Data provided

>>>

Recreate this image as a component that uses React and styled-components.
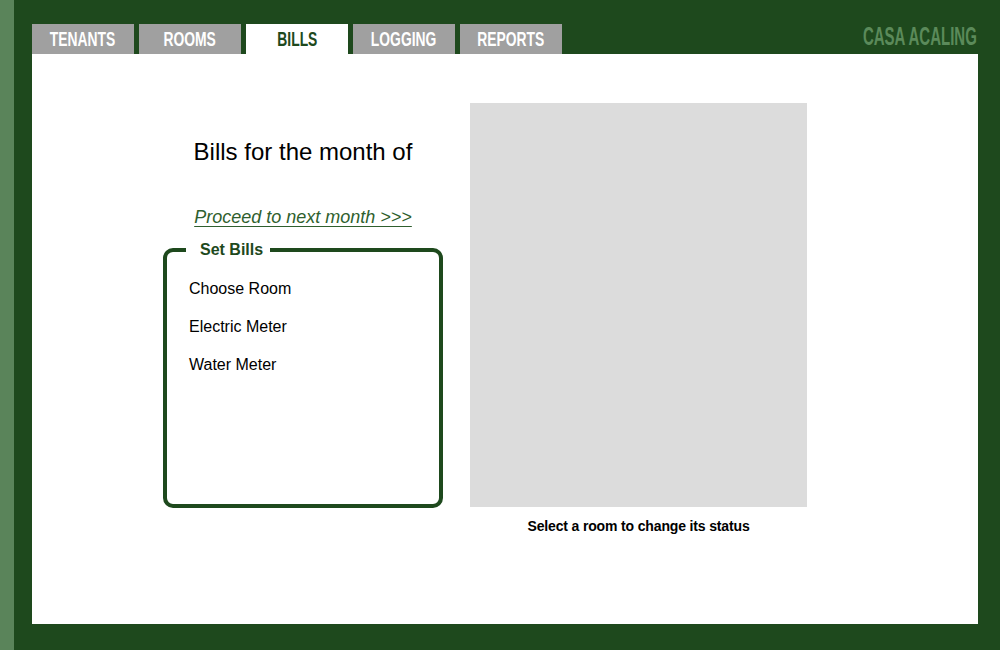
import React from "react";
import styled, { createGlobalStyle } from "styled-components";

const darkGreen = "#1e491d";

const GlobalStyle = createGlobalStyle`
  html, body {
    margin: 0;
    padding: 0;
    background: ${darkGreen};
    font-family: "Liberation Sans", Arial, sans-serif;
  }
  * {
    box-sizing: border-box;
  }
`;

const Page = styled.div`
  display: flex;
  width: 1000px;
  height: 650px;
  background: ${darkGreen};
`;

const SideStrip = styled.div`
  width: 14px;
  flex-shrink: 0;
  background: #5a845a;
`;

const Main = styled.div`
  flex: 1;
  display: flex;
  flex-direction: column;
  padding: 24px 22px 26px 18px;
`;

const Header = styled.div`
  display: flex;
  justify-content: space-between;
  align-items: flex-start;
  height: 30px;
`;

const Tabs = styled.nav`
  display: flex;
  gap: 5px;
`;

const Tab = styled.div`
  width: 102px;
  height: 30px;
  line-height: 30px;
  text-align: center;
  background: ${(p) => (p.$active ? "#ffffff" : "#a0a0a0")};
  color: ${(p) => (p.$active ? darkGreen : "#ffffff")};
  font-size: 21px;
  font-weight: bold;
  cursor: pointer;
  overflow: hidden;
`;

const Squeeze = styled.span`
  display: inline-block;
  flex-shrink: 0;
  transform: scaleX(${(p) => p.$k});
  transform-origin: ${(p) => p.$origin || "center"};
  white-space: nowrap;
`;

const Brand = styled.div`
  display: flex;
  justify-content: flex-end;
  width: 120px;
  margin-right: 1px;
  font-size: 25px;
  line-height: 24px;
  font-weight: bold;
  color: #5b8a5a;
`;

const Panel = styled.main`
  background: #ffffff;
  width: 946px;
  height: 570px;
  display: flex;
  align-items: flex-start;
  gap: 27px;
  padding: 49px 0 0 131px;
`;

const LeftColumn = styled.section`
  width: 280px;
  display: flex;
  flex-direction: column;
  align-items: center;
`;

const Title = styled.h1`
  margin: 35px 0 0;
  font-size: 24px;
  line-height: 28px;
  font-weight: normal;
  color: #000;
`;

const ProceedLink = styled.a`
  margin-top: 41px;
  font-size: 18px;
  line-height: 21px;
  font-style: italic;
  color: #2f5f2e;
  text-decoration: underline;
  text-underline-offset: 3px;
  text-decoration-thickness: 1px;
  cursor: pointer;
`;

const BillsBox = styled.fieldset`
  align-self: stretch;
  margin: 13px 0 0;
  height: 267px;
  border: 4px solid ${darkGreen};
  border-radius: 10px;
  padding: 21px 20px 0 22px;
  min-inline-size: 0;
`;

const BoxLegend = styled.legend`
  margin-left: -3px;
  padding: 0 7px 0 14px;
  font-size: 16px;
  line-height: 18px;
  font-weight: bold;
  color: ${darkGreen};
`;

const Field = styled.div`
  font-size: 16px;
  line-height: 18px;
  color: #000;
  margin-bottom: 20px;
`;

const RightColumn = styled.section`
  width: 337px;
  display: flex;
  flex-direction: column;
`;

const RoomMap = styled.div`
  height: 404px;
  background: #dcdcdc;
`;

const Caption = styled.p`
  margin: 12px 0 0;
  font-size: 14px;
  line-height: 15px;
  font-weight: bold;
  letter-spacing: -0.15px;
  text-align: center;
  color: #000;
`;

const tabs = ["TENANTS", "ROOMS", "BILLS", "LOGGING", "REPORTS"];
const fields = ["Choose Room", "Electric Meter", "Water Meter"];

export default function App() {
  return (
    <>
      <GlobalStyle />
      <Page>
        <SideStrip />
        <Main>
          <Header>
            <Tabs>
              {tabs.map((t) => (
                <Tab key={t} $active={t === "BILLS"}>
                  <Squeeze $k={0.66}>{t}</Squeeze>
                </Tab>
              ))}
            </Tabs>
            <Brand>
              <Squeeze $k={0.6} $origin="right">
                CASA ACALING
              </Squeeze>
            </Brand>
          </Header>
          <Panel>
            <LeftColumn>
              <Title>Bills for the month of</Title>
              <ProceedLink>Proceed to next month &gt;&gt;&gt;</ProceedLink>
              <BillsBox>
                <BoxLegend>Set Bills</BoxLegend>
                {fields.map((f) => (
                  <Field key={f}>{f}</Field>
                ))}
              </BillsBox>
            </LeftColumn>
            <RightColumn>
              <RoomMap />
              <Caption>Select a room to change its status</Caption>
            </RightColumn>
          </Panel>
        </Main>
      </Page>
    </>
  );
}
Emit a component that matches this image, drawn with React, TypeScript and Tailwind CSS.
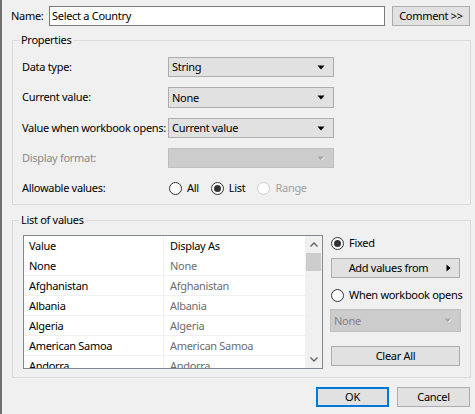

<<<

Problem description
Repeat all the data as it stands, dropping any images it holds.

Full output
Recreate this image as a component that uses React and styled-components.
import React from "react";
import styled, { createGlobalStyle } from "styled-components";

const darkGreen = "#1e491d";

const GlobalStyle = createGlobalStyle`
  html, body {
    margin: 0;
    padding: 0;
    background: ${darkGreen};
    font-family: "Liberation Sans", Arial, sans-serif;
  }
  * {
    box-sizing: border-box;
  }
`;

const Page = styled.div`
  display: flex;
  width: 1000px;
  height: 650px;
  background: ${darkGreen};
`;

const SideStrip = styled.div`
  width: 14px;
  flex-shrink: 0;
  background: #5a845a;
`;

const Main = styled.div`
  flex: 1;
  display: flex;
  flex-direction: column;
  padding: 24px 22px 26px 18px;
`;

const Header = styled.div`
  display: flex;
  justify-content: space-between;
  align-items: flex-start;
  height: 30px;
`;

const Tabs = styled.nav`
  display: flex;
  gap: 5px;
`;

const Tab = styled.div`
  width: 102px;
  height: 30px;
  line-height: 30px;
  text-align: center;
  background: ${(p) => (p.$active ? "#ffffff" : "#a0a0a0")};
  color: ${(p) => (p.$active ? darkGreen : "#ffffff")};
  font-size: 21px;
  font-weight: bold;
  cursor: pointer;
  overflow: hidden;
`;

const Squeeze = styled.span`
  display: inline-block;
  flex-shrink: 0;
  transform: scaleX(${(p) => p.$k});
  transform-origin: ${(p) => p.$origin || "center"};
  white-space: nowrap;
`;

const Brand = styled.div`
  display: flex;
  justify-content: flex-end;
  width: 120px;
  margin-right: 1px;
  font-size: 25px;
  line-height: 24px;
  font-weight: bold;
  color: #5b8a5a;
`;

const Panel = styled.main`
  background: #ffffff;
  width: 946px;
  height: 570px;
  display: flex;
  align-items: flex-start;
  gap: 27px;
  padding: 49px 0 0 131px;
`;

const LeftColumn = styled.section`
  width: 280px;
  display: flex;
  flex-direction: column;
  align-items: center;
`;

const Title = styled.h1`
  margin: 35px 0 0;
  font-size: 24px;
  line-height: 28px;
  font-weight: normal;
  color: #000;
`;

const ProceedLink = styled.a`
  margin-top: 41px;
  font-size: 18px;
  line-height: 21px;
  font-style: italic;
  color: #2f5f2e;
  text-decoration: underline;
  text-underline-offset: 3px;
  text-decoration-thickness: 1px;
  cursor: pointer;
`;

const BillsBox = styled.fieldset`
  align-self: stretch;
  margin: 13px 0 0;
  height: 267px;
  border: 4px solid ${darkGreen};
  border-radius: 10px;
  padding: 21px 20px 0 22px;
  min-inline-size: 0;
`;

const BoxLegend = styled.legend`
  margin-left: -3px;
  padding: 0 7px 0 14px;
  font-size: 16px;
  line-height: 18px;
  font-weight: bold;
  color: ${darkGreen};
`;

const Field = styled.div`
  font-size: 16px;
  line-height: 18px;
  color: #000;
  margin-bottom: 20px;
`;

const RightColumn = styled.section`
  width: 337px;
  display: flex;
  flex-direction: column;
`;

const RoomMap = styled.div`
  height: 404px;
  background: #dcdcdc;
`;

const Caption = styled.p`
  margin: 12px 0 0;
  font-size: 14px;
  line-height: 15px;
  font-weight: bold;
  letter-spacing: -0.15px;
  text-align: center;
  color: #000;
`;

const tabs = ["TENANTS", "ROOMS", "BILLS", "LOGGING", "REPORTS"];
const fields = ["Choose Room", "Electric Meter", "Water Meter"];

export default function App() {
  return (
    <>
      <GlobalStyle />
      <Page>
        <SideStrip />
        <Main>
          <Header>
            <Tabs>
              {tabs.map((t) => (
                <Tab key={t} $active={t === "BILLS"}>
                  <Squeeze $k={0.66}>{t}</Squeeze>
                </Tab>
              ))}
            </Tabs>
            <Brand>
              <Squeeze $k={0.6} $origin="right">
                CASA ACALING
              </Squeeze>
            </Brand>
          </Header>
          <Panel>
            <LeftColumn>
              <Title>Bills for the month of</Title>
              <ProceedLink>Proceed to next month &gt;&gt;&gt;</ProceedLink>
              <BillsBox>
                <BoxLegend>Set Bills</BoxLegend>
                {fields.map((f) => (
                  <Field key={f}>{f}</Field>
                ))}
              </BillsBox>
            </LeftColumn>
            <RightColumn>
              <RoomMap />
              <Caption>Select a room to change its status</Caption>
            </RightColumn>
          </Panel>
        </Main>
      </Page>
    </>
  );
}
Emit a component that matches this image, drawn with React, TypeScript and Tailwind CSS.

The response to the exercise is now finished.